In a way, that's like writing, too. We all think our writing is not as good as someone else's. Even the big NY Best Seller writers doubt themselves. Yesterday my mom friend was talking about how she really was scared about not being able to get a job after raising her children to go to college. She's a smart, capable woman. I looked at her and said we're all scared. Some of us are just better at hiding it than others. The trick is to feel the fear and go for it anyway (that's a part of a quote I used to have posted on my email sig).

I'm actually going to take my tall, beautiful Amazon jeans shopping in a few months and we're not going to the Junior department anymore (she's not a jr. size). We'll have to go up a few sizes to get the pants to go over her muscular dancer legs and then to a tailor to bring in the waist.

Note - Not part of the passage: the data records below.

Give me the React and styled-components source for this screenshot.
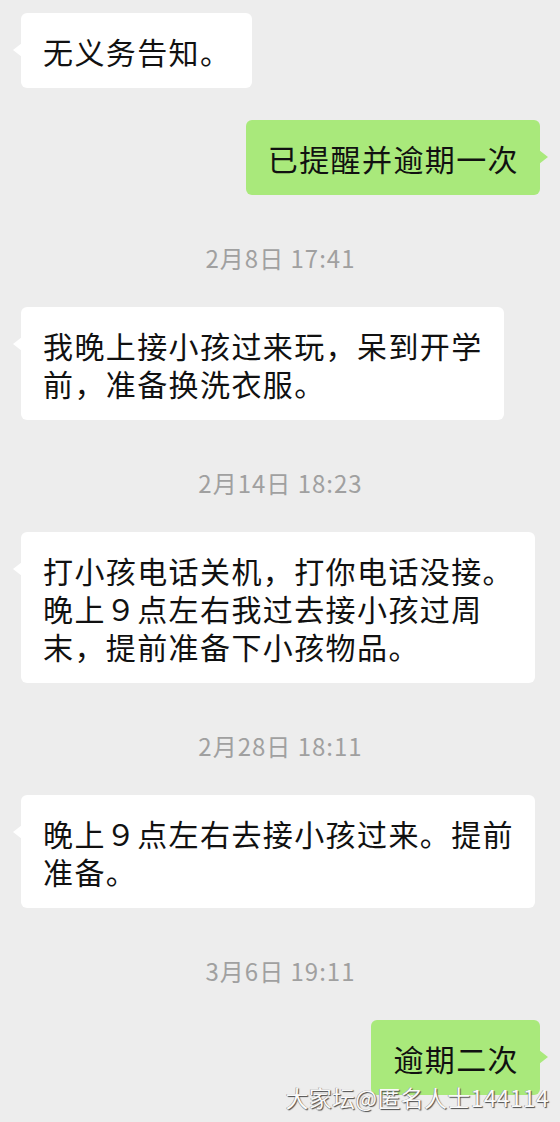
import React from "react";
import styled, { createGlobalStyle } from "styled-components";

const GlobalStyle = createGlobalStyle`
  html, body {
    margin: 0;
    padding: 0;
    background: #ededed;
  }
  body {
    width: 560px;
    height: 1122px;
    overflow: hidden;
    font-family: "Noto Sans CJK SC", "Noto Sans", sans-serif;
  }
`;

const Screen = styled.div`
  position: relative;
  width: 560px;
  height: 1122px;
  background: #ededed;
  overflow: hidden;
`;

const Chat = styled.div`
  display: flex;
  flex-direction: column;
  padding: 13px 20px 0 21px;
`;

const Row = styled.div`
  display: flex;
  justify-content: ${(props) => (props.$mine ? "flex-end" : "flex-start")};
  & + & {
    margin-top: 32px;
  }
`;

const Bubble = styled.div`
  position: relative;
  background: ${(props) => (props.$mine ? "#a9e97b" : "#ffffff")};
  color: #111;
  border-radius: 6px;
  padding: 18.5px 21px 18.5px 22px;
  font-size: 30px;
  letter-spacing: 1.4px;
  line-height: 38px;
  white-space: nowrap;
  &::before {
    content: "";
    position: absolute;
    top: 30px;
    ${(props) => (props.$mine ? "right: -8px;" : "left: -8px;")}
    width: 0;
    height: 0;
    border-top: 7px solid transparent;
    border-bottom: 7px solid transparent;
    ${(props) =>
      props.$mine
        ? "border-left: 9px solid #a9e97b;"
        : "border-right: 9px solid #ffffff;"}
  }
`;

const Time = styled.div`
  margin: 48px 0 34px;
  text-align: center;
  font-size: 24px;
  line-height: 30px;
  color: #a0a0a0;
  letter-spacing: 1px;
`;

const Watermark = styled.div`
  position: absolute;
  right: 11px;
  bottom: 12px;
  font-size: 23px;
  line-height: 26px;
  letter-spacing: 0.3px;
  color: #fafafa;
  text-shadow: 1px 1px 1px #4a4a4a, -0.5px -0.5px 0 #8a8a8a;
  white-space: nowrap;
`;

const messages = [
  { lines: ["无义务告知。"] },
  { mine: true, lines: ["已提醒并逾期一次"] },
  { time: "2月8日 17:41" },
  { lines: ["我晚上接小孩过来玩，呆到开学", "前，准备换洗衣服。"] },
  { time: "2月14日 18:23" },
  {
    lines: [
      "打小孩电话关机，打你电话没接。",
      "晚上９点左右我过去接小孩过周",
      "末，提前准备下小孩物品。",
    ],
  },
  { time: "2月28日 18:11" },
  { lines: ["晚上９点左右去接小孩过来。提前", "准备。"] },
  { time: "3月6日 19:11" },
  { mine: true, lines: ["逾期二次"] },
];

const App = () => {
  return (
    <Screen>
      <GlobalStyle />
      <Chat>
        {messages.map((msg, i) =>
          msg.time ? (
            <Time key={i}>{msg.time}</Time>
          ) : (
            <Row key={i} $mine={msg.mine}>
              <Bubble $mine={msg.mine}>
                {msg.lines.map((line, j) => (
                  <React.Fragment key={j}>
                    {j > 0 && <br />}
                    {line}
                  </React.Fragment>
                ))}
              </Bubble>
            </Row>
          )
        )}
      </Chat>
      <Watermark>大家坛@匿名人士144114</Watermark>
    </Screen>
  );
};

export default App;
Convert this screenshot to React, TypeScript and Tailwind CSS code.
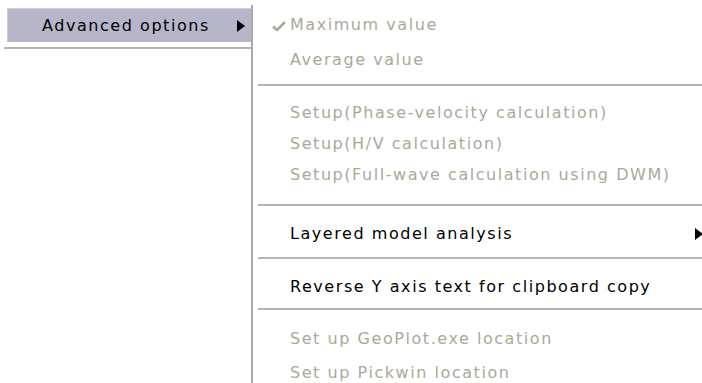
import React from "react";

type Row =
  | { kind: "item"; label: string; h: string; disabled?: boolean; checked?: boolean; submenu?: boolean }
  | { kind: "sep"; cls: string };

// submenu rows, heights tuned to the screenshot
const ROWS: Row[] = [
  { kind: "item", label: "Maximum value", h: "h-[37px]", disabled: true, checked: true },
  { kind: "item", label: "Average value", h: "h-[33px]", disabled: true },
  { kind: "sep", cls: "pt-[8px] pb-[11px]" },
  { kind: "item", label: "Setup(Phase-velocity calculation)", h: "h-[31px]", disabled: true },
  { kind: "item", label: "Setup(H/V calculation)", h: "h-[31px]", disabled: true },
  { kind: "item", label: "Setup(Full-wave calculation using DWM)", h: "h-[31px]", disabled: true },
  { kind: "sep", cls: "pt-[14px] pb-[12px]" },
  { kind: "item", label: "Layered model analysis", h: "h-[31px]", submenu: true },
  { kind: "sep", cls: "pt-[8px] pb-[12px]" },
  { kind: "item", label: "Reverse Y axis text for clipboard copy", h: "h-[31px]" },
  { kind: "sep", cls: "pt-[6px] pb-[13px]" },
  { kind: "item", label: "Set up GeoPlot.exe location", h: "h-[31px]", disabled: true },
  { kind: "item", label: "Set up Pickwin location", h: "h-[37px]", disabled: true },
];

function Arrow() {
  return (
    <svg width="8" height="12" viewBox="0 0 8 12" aria-hidden="true">
      <path d="M0 0 L8 6 L0 12 Z" fill="#000" />
    </svg>
  );
}

function Check() {
  return (
    <svg width="14" height="11" viewBox="0 0 14 11" aria-hidden="true">
      <path d="M1 5.5 L5 9 L13 1" fill="none" stroke="#aca899" strokeWidth="2.6" strokeLinejoin="round" />
    </svg>
  );
}

export default function App() {
  return (
    <div
      className="flex h-[383px] w-[702px] overflow-hidden bg-white text-[16px] tracking-[1.55px]"
      style={{ fontFamily: '"DejaVu Sans", Tahoma, sans-serif' }}
    >
      {/* parent menu, only the highlighted entry is visible */}
      <div className="w-[251px] shrink-0 pl-[4px] pt-[8px]">
        <div className="ml-[3px] flex h-[34px] items-center border-t border-l border-[#cfcddb] bg-[#b7b5c9] pl-[34px] pr-[6px] text-black">
          <span>Advanced options</span>
          <span className="ml-auto flex">
            <Arrow />
          </span>
        </div>
        <div className="mt-[5px] h-[2px] bg-[#b4b4b4]" />
      </div>

      <div className="mt-[5px] w-[2px] shrink-0 bg-[#aaaaaa]" />

      {/* submenu */}
      <div className="flex-1 pt-[6px]">
        {ROWS.map((r, i) =>
          r.kind === "sep" ? (
            <div key={i} className={`pl-[5px] ${r.cls}`}>
              <div className="h-[2px] bg-[#b4b4b4]" />
            </div>
          ) : (
            <div
              key={i}
              className={`relative flex items-center whitespace-nowrap pl-[37px] ${r.h} ${
                r.disabled ? "text-[#aca899]" : "text-black"
              }`}
            >
              {r.checked ? (
                <span className="absolute left-[19px] top-[15px] flex">
                  <Check />
                </span>
              ) : null}
              <span>{r.label}</span>
              {r.submenu ? (
                <span className="ml-auto flex -mr-[1px]">
                  <Arrow />
                </span>
              ) : null}
            </div>
          )
        )}
      </div>
    </div>
  );
}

Its kind of like revising: write more than you need, trim what doesn't work and voila! The writing fits the model in your brain.

M.V.Freeman said...

Hugs to you and your daughter.

This is one of the reasons I despise shopping. In fact, I contemplate getting medication before I go shopping (I don't..LOL, a coffee will do).

My Daughter, LOVES to shop. So this is conundrum. Sometimes I can get the hubby to go...he has far more patience.

This is a road I will have to travel, it is going to be painful, I'm not going to like it, but walk it I will--and when we shop its like "Princess and the Pea meets the wicked witch and the goat herder's daughter...." LOL!!!

(And you and your daughter are BEAUTFIUL!!!!)

Christine said...

Just give her to over to us... my DD would LOVE to be her guide through the shops :) They can come get credit cards or $$$ from us when it's time for approval and payment LOL.

Going shopping for the DH today--comfy clothes for post surgery.

Can't believe we are 4 sleeps away from it.

Helen Ginger said...

We women (and girls) are too judgmental on ourselves. It stays with us way too long. My guess is it affects even those who society believes are "perfect."

Straight From Hel

M.V.Freeman said...

Any time!! I will take you up on that.

And HUGS!! I'm here for you...4 sleeps away..he will DO GREAT!!!

Ellen B said...

I hope the surgery goes well, Christine, best wishes to your DH :)

Christine said...

Helen: I agree. We are too hard on ourselves. I feel pretty good about where I am as a human being, but I struggle with doubt as well. I honestly believe the only thing that gets me to sit in front of the computer is my belief that I must do it for myself.

I"m fortunate. My DH loves and supports my crazy obsession.

My DD is happy today, Ellen, she tried on women's jeans and they fit and they weren't a horrible HIGH size. Thank goodness. And thanks for the well -wishes for my hubby. He's a bit nervous!

Mary: after we get through this week I'll trade range lessons for shopping with your DD.